Burr needs to win trust after the Mueller report

The release of the Mueller report sends the investigative ball to the court of Sen. Richard Burr, chairman of the Senate Select Committee on Intelligence, which is still probing Russian interference in the 2016 presidential election.

But the ball comes back with a surprising new spin: The Mueller report indicates that Burr fed information to the White House about whom the FBI was focusing on in its investigation into Russian interference. If so, the N.C. Republican abused his access to information provided by the FBI to the so-called “Gang of Eight,” a group limited to top congressional leaders and the chairs and ranking minority members of the House and Senate intelligence committees.

Then-FBI Director James Comey briefed the group on March 9, 2017, a time when President Trump was two months into office and eager to know where the FBI investigation was headed. The Mueller report says: “The week after Comey’s briefing, the White House Counsel’s Office was in contact with SSCI Chairman Senator Richard Burr about the Russian investigations and appears to have received information about the status of the FBI investigations.”

According to notes taken by former White House counsel Don McGahn’s chief of staff, Annie Donaldson, Burr disclosed that there were “4-5 targets” of the FBI investigation. They included former Trump campaign chairman Paul Manafort, campaign aide Carter Page, former national security adviser Michael Flynn and “the Greek Guy,” an apparent reference to George Papadopoulos, who had advised the Trump campaign on foreign policy. (Burr himself was a national security adviser to the Trump campaign.)

This information comes on top of a previous disclosure that Burr complied with a Trump administration request that he call reporters to knock-down stories that alleged repeated contacts between the Trump campaign and Russian operatives. Following that report, North Carolina’s senior senator made efforts to avoid contact with the White House and to encourage a bipartisan approach to his committee’s investigation.

That was a welcome change, but the Mueller report’s revelation may complicate Burr’s relationship with Intelligence Committee Democrats, who have supported him as a chairman committed to finding the full truth. Burr did not comment Thursday on the Mueller report’s information about his actions. He praised Attorney General William Barr for releasing the report as fully as possible and said, I look forward to presenting the American people with an accounting of the facts the Committee has uncovered as we conclude our own investigation.”

As a prelude to that accounting, Burr should explain why he gave privileged information to the White House and how it did not compromise his role as chairman of a parallel investigation. If he chooses to wave off his action as a mere courtesy communication, he could wave off the credibility of his committee’s findings.

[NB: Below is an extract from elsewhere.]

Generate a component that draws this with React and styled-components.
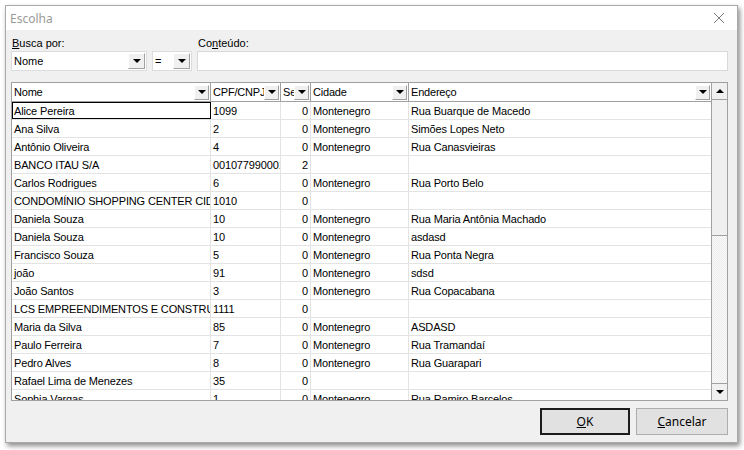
import React from "react";
import styled, { createGlobalStyle } from "styled-components";

const Global = createGlobalStyle`
  html, body { margin: 0; padding: 0; background: #ffffff; }
  body { font-family: "Liberation Sans", Arial, sans-serif; font-size: 11px; color: #000; }
  * { box-sizing: border-box; }
`;

const Page = styled.div`
  width: 744px;
  height: 450px;
  padding: 5px 0 0 5px;
`;

const Window = styled.div`
  width: 733px;
  height: 438px;
  border: 1px solid #a9a9a9;
  background: #f0f0f0;
  box-shadow: 2px 3px 5px rgba(0, 0, 0, 0.45);
  display: flex;
  flex-direction: column;
`;

const TitleBar = styled.div`
  height: 24px;
  background: #ffffff;
  display: flex;
  align-items: center;
  justify-content: space-between;
  padding: 0 12px 0 4px;
`;

const Title = styled.span`
  font-family: "Noto Sans", "Open Sans", sans-serif;
  font-size: 12px;
  color: #9a9a9a;
`;

const Body = styled.div`
  flex: 1;
  padding: 7px 9px 0 5px;
  display: flex;
  flex-direction: column;
`;

const SearchRow = styled.div`
  display: flex;
  gap: 5px;
  align-items: flex-end;
`;

const Field = styled.div`
  display: flex;
  flex-direction: column;
  gap: 1px;
  flex: ${(p) => (p.$grow ? 1 : "none")};
`;

const Label = styled.span`
  height: 13px;
  line-height: 13px;
  padding-left: 1px;
  u { text-decoration: underline; }
`;

const Combo = styled.div`
  width: ${(p) => p.$w}px;
  height: 20px;
  background: #fff;
  border: 1px solid #dcdcdc;
  display: flex;
  align-items: center;
  padding: 1px;
`;

const ComboText = styled.span`
  flex: 1;
  padding-left: 1px;
`;

const Input = styled.div`
  height: 20px;
  background: #fff;
  border: 1px solid #d9d9d9;
`;

const DropBtn = styled.span`
  width: ${(p) => p.$w || 17}px;
  height: ${(p) => p.$h || 16}px;
  background: #f0f0f0;
  border-top: 1px solid #fff;
  border-left: 1px solid #fff;
  border-right: 1px solid #a0a0a0;
  border-bottom: 1px solid #a0a0a0;
  display: flex;
  align-items: center;
  justify-content: center;
  flex: none;
  &::after {
    content: "";
    border-left: 4px solid transparent;
    border-right: 4px solid transparent;
    border-top: 4px solid #000;
  }
`;

const GridFrame = styled.div`
  margin-top: 11px;
  height: 319px;
  border: 1px solid #a0a0a0;
  background: #fff;
  display: flex;
  overflow: hidden;
`;

const GridMain = styled.div`
  flex: 1;
  display: flex;
  flex-direction: column;
  overflow: hidden;
`;

const cols = "199px 70px 30px 98px 302px";

const HeaderRow = styled.div`
  display: grid;
  grid-template-columns: ${cols};
  height: 19px;
  border-bottom: 1px solid #a0a0a0;
  flex: none;
`;

const HeaderCell = styled.div`
  display: flex;
  align-items: center;
  border-right: 1px solid #a0a0a0;
  padding: 0 1px 0 2px;
  overflow: hidden;
  white-space: nowrap;
  &:last-child { border-right: none; }
`;

const HeaderText = styled.span`
  flex: 1;
  overflow: hidden;
  letter-spacing: -0.2px;
`;

const Row = styled.div`
  display: grid;
  grid-template-columns: ${cols};
  height: 18px;
  border-bottom: 1px solid #e3e3e3;
  flex: none;
`;

const Cell = styled.div`
  line-height: 16px;
  padding: 1px 2px 0;
  overflow: hidden;
  white-space: nowrap;
  letter-spacing: -0.15px;
  text-align: ${(p) => (p.$right ? "right" : "left")};
  border-right: 1px solid #e3e3e3;
  ${(p) => (p.$focus ? "outline: 1px solid #000; outline-offset: -1px;" : "")}
  &:last-child { border-right: none; }
`;

const ScrollBar = styled.div`
  width: 16px;
  flex: none;
  border-left: 1px solid #a0a0a0;
  display: flex;
  flex-direction: column;
  background-color: #f4f4f4;
  background-image: repeating-conic-gradient(#ececec 0% 25%, #fafafa 0% 50%);
  background-size: 2px 2px;
`;

const ScrollBtn = styled.div`
  height: 17px;
  background: #f0f0f0;
  border-bottom: ${(p) => (p.$down ? "none" : "1px solid #a0a0a0")};
  border-top: ${(p) => (p.$down ? "1px solid #a0a0a0" : "none")};
  display: flex;
  align-items: center;
  justify-content: center;
  &::after {
    content: "";
    border-left: 4px solid transparent;
    border-right: 4px solid transparent;
    ${(p) => (p.$down ? "border-top: 4px solid #000;" : "border-bottom: 4px solid #000;")}
  }
`;

const Thumb = styled.div`
  height: 136px;
  background: #efefef;
  border-bottom: 1px solid #a0a0a0;
`;

const Track = styled.div`
  flex: 1;
`;

const Footer = styled.div`
  display: flex;
  justify-content: flex-end;
  gap: 6px;
  padding-top: 7px;
`;

const Button = styled.div`
  width: ${(p) => (p.$default ? 90 : 92)}px;
  height: 27px;
  border: ${(p) => (p.$default ? "2px solid #1c1c1c" : "1px solid #adadad")};
  background: #e1e1e1;
  display: flex;
  align-items: center;
  justify-content: center;
  font-family: "Noto Sans", "Open Sans", sans-serif;
  font-size: 12px;
  u { text-decoration: underline; }
`;

const CloseIcon = () => (
  <svg width="12" height="12" viewBox="0 0 12 12">
    <path d="M1 1 L11 11 M11 1 L1 11" stroke="#7a7a7a" strokeWidth="1" fill="none" />
  </svg>
);

const headers = ["Nome", "CPF/CNPJ", "Sexo", "Cidade", "Endereço"];

const rows = [
  ["Alice Pereira", "1099", "0", "Montenegro", "Rua Buarque de Macedo"],
  ["Ana Silva", "2", "0", "Montenegro", "Simões Lopes Neto"],
  ["Antônio Oliveira", "4", "0", "Montenegro", "Rua Canasvieiras"],
  ["BANCO ITAU S/A", "00107799000191", "2", "", ""],
  ["Carlos Rodrigues", "6", "0", "Montenegro", "Rua Porto Belo"],
  ["CONDOMÍNIO SHOPPING CENTER CIDADE", "1010", "0", "", ""],
  ["Daniela Souza", "10", "0", "Montenegro", "Rua Maria Antônia Machado"],
  ["Daniela Souza", "10", "0", "Montenegro", "asdasd"],
  ["Francisco Souza", "5", "0", "Montenegro", "Rua Ponta Negra"],
  ["joão", "91", "0", "Montenegro", "sdsd"],
  ["João Santos", "3", "0", "Montenegro", "Rua Copacabana"],
  ["LCS EMPREENDIMENTOS E CONSTRUÇÕES", "1111", "0", "", ""],
  ["Maria da Silva", "85", "0", "Montenegro", "ASDASD"],
  ["Paulo Ferreira", "7", "0", "Montenegro", "Rua Tramandaí"],
  ["Pedro Alves", "8", "0", "Montenegro", "Rua Guarapari"],
  ["Rafael Lima de Menezes", "35", "0", "", ""],
  ["Sophia Vargas", "1", "0", "Montenegro", "Rua Ramiro Barcelos"],
];

export default function App() {
  return (
    <Page>
      <Global />
      <Window>
        <TitleBar>
          <Title>Escolha</Title>
          <CloseIcon />
        </TitleBar>
        <Body>
          <SearchRow>
            <Field>
              <Label><u>B</u>usca por:</Label>
              <Combo $w={136}>
                <ComboText>Nome</ComboText>
                <DropBtn />
              </Combo>
            </Field>
            <Field>
              <Label>&nbsp;</Label>
              <Combo $w={40}>
                <ComboText>=</ComboText>
                <DropBtn />
              </Combo>
            </Field>
            <Field $grow>
              <Label>Co<u>n</u>teúdo:</Label>
              <Input />
            </Field>
          </SearchRow>
          <GridFrame>
            <GridMain>
              <HeaderRow>
                {headers.map((h) => (
                  <HeaderCell key={h}>
                    <HeaderText>{h}</HeaderText>
                    <DropBtn $w={15} $h={15} />
                  </HeaderCell>
                ))}
              </HeaderRow>
              {rows.map((r, i) => (
                <Row key={i}>
                  <Cell $focus={i === 0}>{r[0]}</Cell>
                  <Cell>{r[1]}</Cell>
                  <Cell $right>{r[2]}</Cell>
                  <Cell>{r[3]}</Cell>
                  <Cell>{r[4]}</Cell>
                </Row>
              ))}
            </GridMain>
            <ScrollBar>
              <ScrollBtn />
              <Thumb />
              <Track />
              <ScrollBtn $down />
            </ScrollBar>
          </GridFrame>
          <Footer>
            <Button $default><u>O</u>K</Button>
            <Button><u>C</u>ancelar</Button>
          </Footer>
        </Body>
      </Window>
    </Page>
  );
}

Those findings, in the long run, may be more significant than Mueller’s. Attention for two years has focused on possible collusion between the Russians and the Trump campaign. Mueller found no direct coordination, but he did find plenty of evidence that Russians tried to affect the 2016 presidential election. The scandal in the latter case isn’t that the Russians tried, but that Americans were oblivious and vulnerable to the threat. Indeed even today, President Trump is more consumed with attacking the Mueller investigation than he is with protecting the nation’s electoral process from foreign interference.